Count how many lines include "React" and answer with that number only.

◆ Provided data:
--

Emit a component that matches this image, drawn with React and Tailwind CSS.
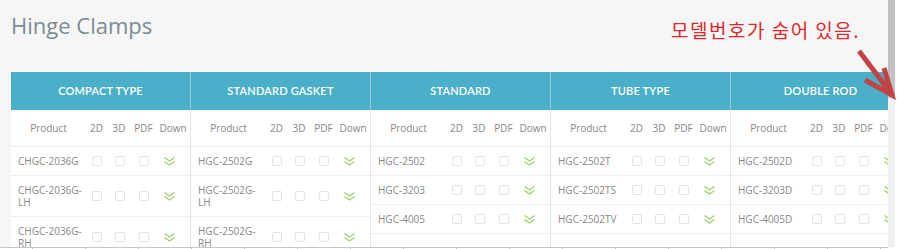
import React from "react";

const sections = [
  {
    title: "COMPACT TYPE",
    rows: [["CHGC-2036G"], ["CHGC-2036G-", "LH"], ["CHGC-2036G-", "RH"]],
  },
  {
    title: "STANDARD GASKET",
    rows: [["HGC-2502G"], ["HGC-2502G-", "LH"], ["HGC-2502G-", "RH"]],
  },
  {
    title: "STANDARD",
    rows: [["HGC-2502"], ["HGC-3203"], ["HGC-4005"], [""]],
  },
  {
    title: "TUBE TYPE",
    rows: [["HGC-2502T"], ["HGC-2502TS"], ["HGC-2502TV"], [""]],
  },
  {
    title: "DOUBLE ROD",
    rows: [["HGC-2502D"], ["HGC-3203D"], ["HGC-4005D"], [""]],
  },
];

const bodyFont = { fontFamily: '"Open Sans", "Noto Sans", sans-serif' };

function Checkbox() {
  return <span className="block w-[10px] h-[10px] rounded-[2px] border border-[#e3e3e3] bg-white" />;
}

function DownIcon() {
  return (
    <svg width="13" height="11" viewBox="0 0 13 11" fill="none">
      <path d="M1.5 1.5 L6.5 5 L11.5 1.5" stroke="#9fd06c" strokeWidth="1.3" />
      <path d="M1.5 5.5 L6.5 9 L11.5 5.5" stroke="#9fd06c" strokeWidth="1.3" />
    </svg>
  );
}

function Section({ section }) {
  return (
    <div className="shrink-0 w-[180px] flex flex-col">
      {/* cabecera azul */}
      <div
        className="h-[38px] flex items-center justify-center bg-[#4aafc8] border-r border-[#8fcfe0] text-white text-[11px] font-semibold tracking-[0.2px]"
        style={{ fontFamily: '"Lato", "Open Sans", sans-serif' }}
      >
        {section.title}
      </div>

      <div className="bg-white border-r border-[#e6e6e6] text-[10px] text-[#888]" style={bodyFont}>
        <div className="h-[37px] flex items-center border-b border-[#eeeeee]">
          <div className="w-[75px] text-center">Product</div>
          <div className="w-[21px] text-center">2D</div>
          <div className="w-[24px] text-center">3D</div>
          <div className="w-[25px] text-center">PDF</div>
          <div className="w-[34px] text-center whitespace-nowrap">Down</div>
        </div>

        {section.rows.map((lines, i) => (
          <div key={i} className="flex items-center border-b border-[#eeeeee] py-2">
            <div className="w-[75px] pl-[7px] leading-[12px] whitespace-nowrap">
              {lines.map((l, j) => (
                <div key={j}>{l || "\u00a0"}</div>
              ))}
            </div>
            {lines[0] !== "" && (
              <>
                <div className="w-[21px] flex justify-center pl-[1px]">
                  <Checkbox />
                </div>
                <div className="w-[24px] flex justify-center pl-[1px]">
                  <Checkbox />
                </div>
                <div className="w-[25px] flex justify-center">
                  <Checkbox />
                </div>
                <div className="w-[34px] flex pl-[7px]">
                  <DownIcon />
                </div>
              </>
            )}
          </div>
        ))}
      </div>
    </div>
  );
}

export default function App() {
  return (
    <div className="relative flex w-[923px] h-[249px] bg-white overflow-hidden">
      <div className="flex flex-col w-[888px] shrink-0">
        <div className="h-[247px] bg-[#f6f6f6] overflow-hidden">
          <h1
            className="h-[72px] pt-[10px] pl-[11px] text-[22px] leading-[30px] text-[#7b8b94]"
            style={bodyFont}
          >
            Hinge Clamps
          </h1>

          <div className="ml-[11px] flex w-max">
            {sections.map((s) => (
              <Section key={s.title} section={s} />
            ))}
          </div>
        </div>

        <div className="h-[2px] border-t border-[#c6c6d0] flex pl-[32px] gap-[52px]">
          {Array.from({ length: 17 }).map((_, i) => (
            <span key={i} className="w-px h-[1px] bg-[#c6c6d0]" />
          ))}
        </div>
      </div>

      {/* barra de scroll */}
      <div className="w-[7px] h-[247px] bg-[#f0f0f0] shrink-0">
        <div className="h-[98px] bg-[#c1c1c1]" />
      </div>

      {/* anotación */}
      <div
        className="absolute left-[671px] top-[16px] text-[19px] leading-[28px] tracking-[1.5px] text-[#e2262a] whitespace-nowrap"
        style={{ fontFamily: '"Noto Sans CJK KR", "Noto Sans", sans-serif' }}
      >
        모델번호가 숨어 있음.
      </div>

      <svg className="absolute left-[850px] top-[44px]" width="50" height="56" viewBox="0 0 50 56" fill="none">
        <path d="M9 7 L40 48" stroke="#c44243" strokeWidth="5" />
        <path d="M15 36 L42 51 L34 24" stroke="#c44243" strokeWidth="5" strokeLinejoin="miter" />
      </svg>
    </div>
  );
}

--

◆ Reply to the exercise: 2